N3C National COVID Cohort Collaborative - onetomapanalytics/Meta_Data GitHub Wiki

N3C - National COVID Cohort Collaborative

General description

  1. Database primary purpose - Provide a large, centralized data resource to allow research teams to study COVID-19 and identify potential treatments as the pandemic evolves.
  2. Overall data type - Health outcomes
  3. Dataset type - Longitudinal
  4. Data source - Electronic Health Records (EHR)
  5. Data level - Patient level
  6. Geographic location of the data collection sites - United States (more than 83 institutions around the country)
  7. Sponsor, manager, or home institution - National Center for Advancing Translational Sciences (NCATS), National Institutes of Health (NIH)
  8. Date range - Jan 1, 2018 to most recent data partner extraction date
  9. Geolocation data - Zip codes for patients available under the limited dataset
  10. Dates - Available under the limited dataset
  11. Hospital identifiers - Synthetic data partner ID
  12. Physician identifiers - Synthetic provider ID
  13. Longitudinal tracking - Track patients within and across participating hospitals on the inpatient, outpatient, ED, and office levels. Track providers across 45 hospitals that currently provide the provider ID and hospitals using the occurrences (e.g., visit, procedure) and the above-mentioned IDs
  14. Clinical areas of interest - all
  15. Number of records - N3C contains information on approximately 22.3 million anonymized persons as of Sep 8th, 2022. The Enclave has 32.3 billion total rows containing more than 8.5 million COVID+ cases, 3.2 billion clinical observations, 15.6 billion lab results, 5.1 billion medication records, 1.2 billion procedures, and 1.7 billion visits (April 4th, 2024)
  16. Variables that are uniquely present in this dataset - COVID variables, inpatient medications, drugs in general, labs, zip codes and dates for patients in the limited dataset, and connection among inpatient, outpatient, ED, and office data
  17. Database caveats and limitations - (1) Hospitals cannot be identified, as defined by the Data Use Agreement (DUA); (2) it is restricted to patients who have undergone a COVID test; (3) all instances of a condition or procedure might be mapped to different OMOP-CDM concepts; and (4) lab results values are not necessarily consistent across hospitals.
  18. Other - There are three levels of data available for analysis, each one with specific eligible user and access requirements: limited (patient data retain PHI such as dates and zip codes), de-identified (PHI are changed to protect patients' privacy), and synthetic (data derived from the limited dataset that statistically resemble patient information but are not real patient data) datasets.

Applicable methods

  1. Association, such as logistic regression models (1, 2)
  2. Machine learning (3, 2, 4)
  3. Propensity score (5, 6)
  4. Sensitivity analysis (7, 8)

High-impact designs

  • Evaluate COVID-19 severity and risk factors (3, 9)

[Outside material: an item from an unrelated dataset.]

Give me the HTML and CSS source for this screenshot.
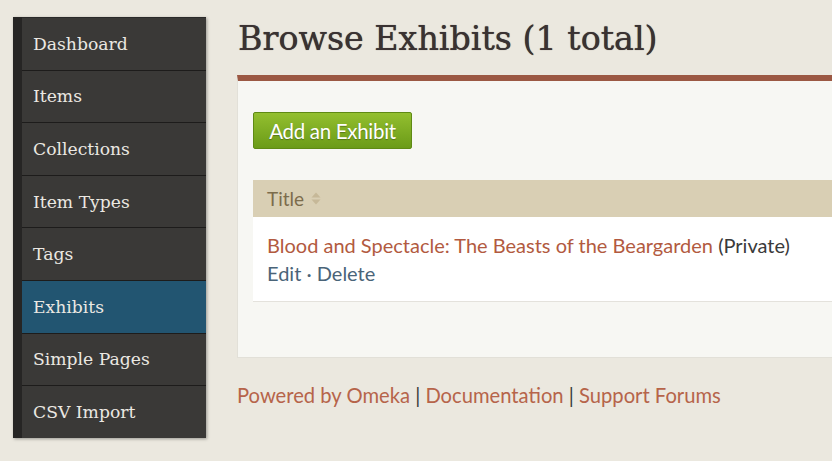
FILE: index.html
```html
<!DOCTYPE html>
<html>
<head>
<meta charset="utf-8">
<link rel="stylesheet" href="styles.css">
</head>
<body>
<div class="page">
  <nav class="sidebar">
    <a class="nav-item">Dashboard</a>
    <a class="nav-item">Items</a>
    <a class="nav-item">Collections</a>
    <a class="nav-item">Item Types</a>
    <a class="nav-item">Tags</a>
    <a class="nav-item active">Exhibits</a>
    <a class="nav-item">Simple Pages</a>
    <a class="nav-item">CSV Import</a>
  </nav>
  <main class="main">
    <h1 class="title">Browse Exhibits (1 total)</h1>
    <section class="panel">
      <a class="btn-add">Add an Exhibit</a>
      <div class="table">
        <div class="thead">Title <span class="sort"><svg width="10" height="13" viewBox="0 0 10 13"><path d="M5 0.5 L9.5 5.5 H0.5 Z" fill="#c6b898"/><path d="M5 12.5 L9.5 7.5 H0.5 Z" fill="#c6b898"/></svg></span></div>
        <div class="row">
          <div><a class="exhibit-link">Blood and Spectacle: The Beasts of the Beargarden</a> <span class="private">(Private)</span></div>
          <div class="actions"><a class="action">Edit</a> · <a class="action">Delete</a></div>
        </div>
      </div>
    </section>
    <footer class="footer">
      <a class="flink">Powered by Omeka</a> <span class="sep">|</span> <a class="flink">Documentation</a> <span class="sep">|</span> <a class="flink">Support Forums</a>
    </footer>
  </main>
</div>
</body>
</html>
```
FILE: styles.css
```css
html, body {
  margin: 0;
  padding: 0;
}
body {
  background: #ebe8df;
  width: 832px;
  height: 461px;
  overflow: hidden;
}
.page {
  display: flex;
  align-items: flex-start;
  padding: 17px 0 0 13px;
}
.sidebar {
  width: 193px;
  display: flex;
  flex-direction: column;
  background: #3a3937;
  border-left: 9px solid #262524;
  box-sizing: border-box;
  box-shadow: 1px 1px 3px rgba(0,0,0,0.35);
}
.nav-item {
  height: 52.6px;
  box-sizing: border-box;
  display: flex;
  align-items: center;
  padding-left: 11px;
  font-family: "DejaVu Serif", serif;
  font-size: 17.2px;
  color: #ebe8e2;
  border-top: 1px solid #1d1c1b;
}
.nav-item:first-child {
  border-top: 1px solid #2a2a2a;
}
.nav-item.active {
  background: #225571;
}
.main {
  margin-left: 31px;
  flex: 1;
  display: flex;
  flex-direction: column;
}
.title {
  margin: 0;
  height: 58px;
  box-sizing: border-box;
  padding: 0 0 0 1px;
  font-family: "DejaVu Serif", serif;
  font-weight: normal;
  font-size: 33.3px;
  line-height: 44px;
  color: #3a3232;
  text-shadow: 0 0 0.7px #3a3232;
}
.panel {
  border-top: 6px solid #9b5843;
  background: #f7f7f3;
  border-left: 1px solid #e2e0d8;
  border-bottom: 1px solid #e2e0d8;
  height: 283px;
  box-sizing: border-box;
  padding: 31px 0 0 15px;
  display: flex;
  flex-direction: column;
  align-items: flex-start;
}
.btn-add {
  height: 37px;
  width: 159px;
  box-sizing: border-box;
  display: flex;
  align-items: center;
  justify-content: center;
  background: linear-gradient(#93bf2f, #6b9b18);
  border: 1px solid #5f8a14;
  border-radius: 2px;
  color: #fff;
  font-family: "Lato", sans-serif;
  font-size: 20.5px;
  letter-spacing: -0.3px;
  text-shadow: 0 1px 1px rgba(0,0,0,0.3);
}
.table {
  margin-top: 31px;
  align-self: stretch;
  display: flex;
  flex-direction: column;
}
.thead {
  height: 37px;
  background: #d9cfb4;
  display: flex;
  align-items: center;
  padding-left: 14px;
  font-family: "Lato", sans-serif;
  font-size: 19px;
  color: #7c6c4c;
}
.sort {
  margin-left: 7px;
  display: flex;
}
.row {
  height: 85px;
  box-sizing: border-box;
  background: #fff;
  border-bottom: 1px solid #e4e2dc;
  padding: 14px 0 0 14px;
  font-family: "Lato", sans-serif;
  font-size: 20px;
  line-height: 28px;
  color: #333;
}
.exhibit-link {
  color: #b25a40;
}
.private {
  color: #3a3a3a;
}
.actions {
  color: #4a6478;
}
.action {
  color: #4a6478;
}
.footer {
  margin-top: 25px;
  font-family: "Lato", sans-serif;
  font-size: 20.2px;
  color: #b5644a;
}
.flink {
  color: #b6644a;
}
.sep {
  color: #3a3a3a;
}
```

  • Examine the characteristics associated with COVID among children (10)

  • Characterize the use of different drugs (11, 12)

  • Evaluate the association between post-recovery COVID-19 and incident heart failure (13)

Data dictionary

To access the N3C data dictionary, click here

Variable categories

  1. Patient demographics (e.g., year of birth, sex, race, ethnicity, location)
  2. Biological samples (e.g., specimen type, date of obtention)
  3. Death (e.g., date, type, cause)
  4. Visit [e.g., occurrence, concept (i.e., inpatient, outpatient, ED, long-term care), start and end dates/time, type]
  5. Procedure (e.g., concept, type, quantity, date, both for diagnostic and/or therapeutic purposes)
  6. Drug exposure (e.g., concept, type, exposure dates, quantity, dose, reason it was stopped)
  7. Device exposure (e.g., concept, exposure dates, quantity)
  8. Condition occurrence (e.g., concept, type, occurrence dates)
  9. Measurements (e.g., laboratory results, vital signs, quantitative findings from pathology reports)
  10. Observation (i.e., capture of data not represented by other domains, including unstructured measurements, medical history, and family history)
  11. COVID-19 test

Linkage to other datasets

  • Linkages can be established for any dataset that might have Zipcode information.